Before moving ahead, Zubaidi and his fellow secessionists would do well to look to their Kurdish counterparts for a cautionary tale. The semiautonomous Kurdistan Regional Government is a U.S. counterterrorism partner, and has played an important part in the fight against ISIL. In both respects, the KRG has supported the regional goals of the United States, Saudi Arabia, and the UAE while acting as a thorn in the side of Turkey and Iran, with whom the two Gulf states have difficult relationships. Yet when push came to shove, Washington, Riyadh, and Abu Dhabi all rejected the recent Kurdish referendum on independence, and looked on as Iraqi troops seized Kirkuk from Kurdish militias in mid-October (Iraqi forces have since retreated from some Kurdish towns). Some southerners are skeptical of the UAE, which they see as pursuing its own interests in southern Yemen, using secession as a carrot without the intention of actually backing Southern independence.
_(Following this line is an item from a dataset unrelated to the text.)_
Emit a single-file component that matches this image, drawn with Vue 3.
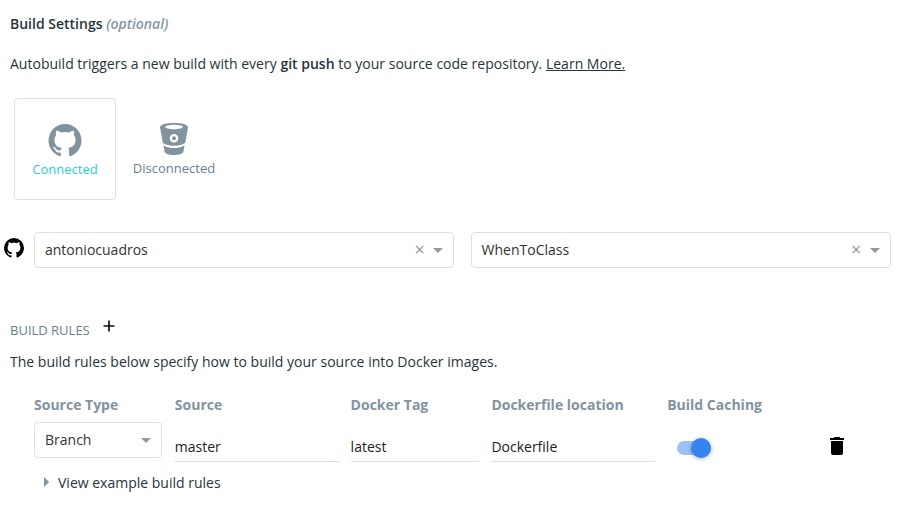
<script setup>
import { ref } from 'vue'

const githubPath =
  'M12,2A10,10 0 0,0 2,12C2,16.42 4.87,20.17 8.84,21.5C9.34,21.58 9.5,21.27 9.5,21C9.5,20.77 9.5,20.14 9.5,19.31C6.73,19.91 6.14,17.97 6.14,17.97C5.68,16.81 5.03,16.5 5.03,16.5C4.12,15.88 5.1,15.9 5.1,15.9C6.1,15.97 6.63,16.93 6.63,16.93C7.5,18.45 8.97,18 9.54,17.76C9.63,17.11 9.89,16.67 10.17,16.42C7.95,16.17 5.62,15.31 5.62,11.5C5.62,10.39 6,9.5 6.65,8.79C6.55,8.54 6.2,7.5 6.75,6.15C6.75,6.15 7.59,5.88 9.5,7.17C10.29,6.95 11.15,6.84 12,6.84C12.85,6.84 13.71,6.95 14.5,7.17C16.41,5.88 17.25,6.15 17.25,6.15C17.8,7.5 17.45,8.54 17.35,8.79C18,9.5 18.38,10.39 18.38,11.5C18.38,15.32 16.04,16.16 13.81,16.41C14.17,16.72 14.5,17.33 14.5,18.26C14.5,19.6 14.5,20.68 14.5,21C14.5,21.27 14.66,21.59 15.17,21.5C19.14,20.16 22,16.42 22,12A10,10 0 0,0 12,2Z'

const repoSelects = ['antoniocuadros', 'WhenToClass']
const rule = ref({ type: 'Branch', source: 'master', tag: 'latest', file: 'Dockerfile', caching: true })
</script>

<template>
  <main class="page">
    <h1 class="title">Build Settings <em>(optional)</em></h1>
    <p class="intro">
      Autobuild triggers a new build with every <strong>git push</strong> to your source code repository.
      <a class="link">Learn More.</a>
    </p>

    <div class="providers">
      <div class="provider active">
        <svg class="github-large" viewBox="2 2 20 20"><path :d="githubPath" /></svg>
        <span>Connected</span>
      </div>
      <div class="provider">
        <svg class="bitbucket" viewBox="0 0 28 32">
          <path
            fill-rule="evenodd"
            d="M14 0C6 0 0 1.5 0 4.2L2.6 19C3 21 8 22.8 14 22.8S25 21 25.4 19L28 4.2C28 1.5 22 0 14 0ZM14 1.8C19 1.8 22.8 2.8 22.8 4S19 6.2 14 6.2 5.2 5.2 5.2 4 9 1.8 14 1.8ZM14 11A4.3 4.3 0 1 1 14 19.6A4.3 4.3 0 1 1 14 11Z"
          />
          <circle cx="14" cy="15.3" r="2" />
          <path d="M3.4 22.3C6 24.2 10 25.1 14 25.1S22 24.2 24.6 22.3L23.3 29C22.8 30.7 19 32 14 32S5.2 30.7 4.7 29Z" />
        </svg>
        <span>Disconnected</span>
      </div>
    </div>

    <div class="repos">
      <svg class="github-small" viewBox="2 2 20 20"><path :d="githubPath" /></svg>
      <div v-for="name in repoSelects" :key="name" class="select">
        <span class="value">{{ name }}</span>
        <span class="clear">×</span>
        <i class="caret"></i>
      </div>
    </div>

    <div class="rules-heading">
      <h2>BUILD RULES</h2>
      <svg class="plus" viewBox="0 0 12 12"><path d="M6 .5V11.5M.5 6H11.5" /></svg>
    </div>
    <p class="rules-text">The build rules below specify how to build your source into Docker images.</p>

    <div class="rules">
      <div class="column">
        <label>Source Type</label>
        <div class="select type">
          <span class="value">{{ rule.type }}</span>
          <i class="caret"></i>
        </div>
      </div>
      <div class="column">
        <label>Source</label>
        <div class="input">{{ rule.source }}</div>
      </div>
      <div class="column">
        <label>Docker Tag</label>
        <div class="input">{{ rule.tag }}</div>
      </div>
      <div class="column">
        <label>Dockerfile location</label>
        <div class="input">{{ rule.file }}</div>
      </div>
      <div class="column">
        <label>Build Caching</label>
        <div class="toggle" @click="rule.caching = !rule.caching">
          <div class="knob" :class="{ off: !rule.caching }"></div>
        </div>
      </div>
      <svg class="trash" viewBox="0 0 14 18">
        <path d="M1 4H13V16A2 2 0 0 1 11 18H3A2 2 0 0 1 1 16ZM0 1H3.5L4.5 0H9.5L10.5 1H14V3H0Z" />
      </svg>
    </div>

    <div class="example"><i class="arrow"></i>View example build rules</div>
  </main>
</template>

<style>
body {
  background: #fff;
}
</style>

<style scoped>
* {
  box-sizing: border-box;
}
.page {
  width: 914px;
  height: 506px;
  padding-top: 14px;
  overflow: hidden;
  font: 14px/20px 'Open Sans', sans-serif;
  color: #27343b;
}
h1,
h2,
p {
  margin: 0;
  font-size: 14px;
}
.title {
  padding-left: 10px;
  font-weight: 600;
}
.title em {
  color: #8397a5;
}
.intro {
  padding: 20px 0 0 10px;
  letter-spacing: 0.007px;
}
strong {
  font-weight: 600;
}
.link {
  text-decoration: underline;
}
.providers {
  display: flex;
  gap: 8px;
  padding: 24px 0 0 14px;
}
.provider {
  display: flex;
  flex-direction: column;
  align-items: center;
  width: 100px;
  height: 102px;
  padding-top: 25px;
  font-size: 13px;
  color: #677f8f;
}
.provider.active {
  width: 102px;
  border: 1px solid #e0e0e0;
  border-radius: 4px;
  color: #1fd3d3;
}
.provider svg {
  flex: none;
  fill: #8293a0;
}
.github-large {
  width: 34px;
  height: 33px;
  margin-bottom: 2px;
}
.bitbucket {
  width: 28px;
  height: 32px;
  margin-bottom: 3px;
}
.repos {
  display: flex;
  padding: 32px 0 0 4px;
}
.github-small {
  width: 20px;
  height: 20px;
  margin: 6px 10px 0 0;
}
.select {
  display: flex;
  align-items: center;
  width: 420px;
  height: 36px;
  margin-right: 16.6px;
  padding: 0 10px;
  border: 1px solid #e0e0e0;
  border-radius: 4px;
  color: #333;
}
.value {
  flex: 1;
}
.clear {
  margin: -2px 8.3px 0 0;
  font-size: 18px;
  line-height: 20px;
  color: #999;
}
.caret {
  border: 5px solid transparent;
  border-top-color: #999;
  border-bottom: 0;
}
.rules-heading {
  display: flex;
  padding: 52px 0 0 10px;
}
.rules-heading h2 {
  width: 93px;
  font-size: 13px;
  font-weight: 400;
  color: #677f8f;
}
.plus {
  width: 12px;
  height: 12px;
  stroke: #111;
  stroke-width: 1.7;
}
.rules-text {
  padding: 12px 0 0 10px;
  letter-spacing: 0.007px;
}
.rules {
  display: grid;
  grid-template-columns: 128.8px 163.8px 128.8px 163.8px 150.8px 14px;
  column-gap: 12px;
  height: 80px;
  padding: 23px 0 0 34px;
}
.rules label {
  display: block;
  font-weight: 700;
  color: #8293a0;
}
.select.type {
  width: 128px;
  margin: 7px 0 0;
}
.input {
  height: 35px;
  margin-top: 12px;
  padding-top: 10px;
  border-bottom: 1px solid #e0e0e0;
  color: #222;
}
.toggle {
  width: 34px;
  height: 14px;
  margin: 26px 0 0 10px;
  border-radius: 7px;
  background: #9bc1f8;
}
.knob {
  width: 20px;
  height: 20px;
  border-radius: 50%;
  background: #3683f0;
  box-shadow: 0 1px 4px rgba(0, 0, 0, 0.3);
  transform: translate(14px, -3px);
}
.knob.off {
  transform: translate(0, -3px);
}
.trash {
  width: 14px;
  height: 18px;
  margin-top: 42px;
}
.example {
  display: flex;
  align-items: center;
  padding: 21px 0 0 44px;
}
.arrow {
  margin: -2px 9px 0 0;
  border: 5px solid transparent;
  border-left-color: #8293a0;
  border-right: 0;
}
</style>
The Southern cause is further complicated in that Saudi and UAE involvement in Yemen is, technically at least, due to their support for Hadi, upon whose U.N.-endorsed legitimacy the war effort largely hangs. If Hadi’s government were to be ousted from Aden by the STC before the wider war with the Houthi-Saleh alliance was over, it is unclear how Riyadh in particular would respond. For now, the best Zubaidi and company can do is work to make the National Assembly a success. A referendum will probably have to wait.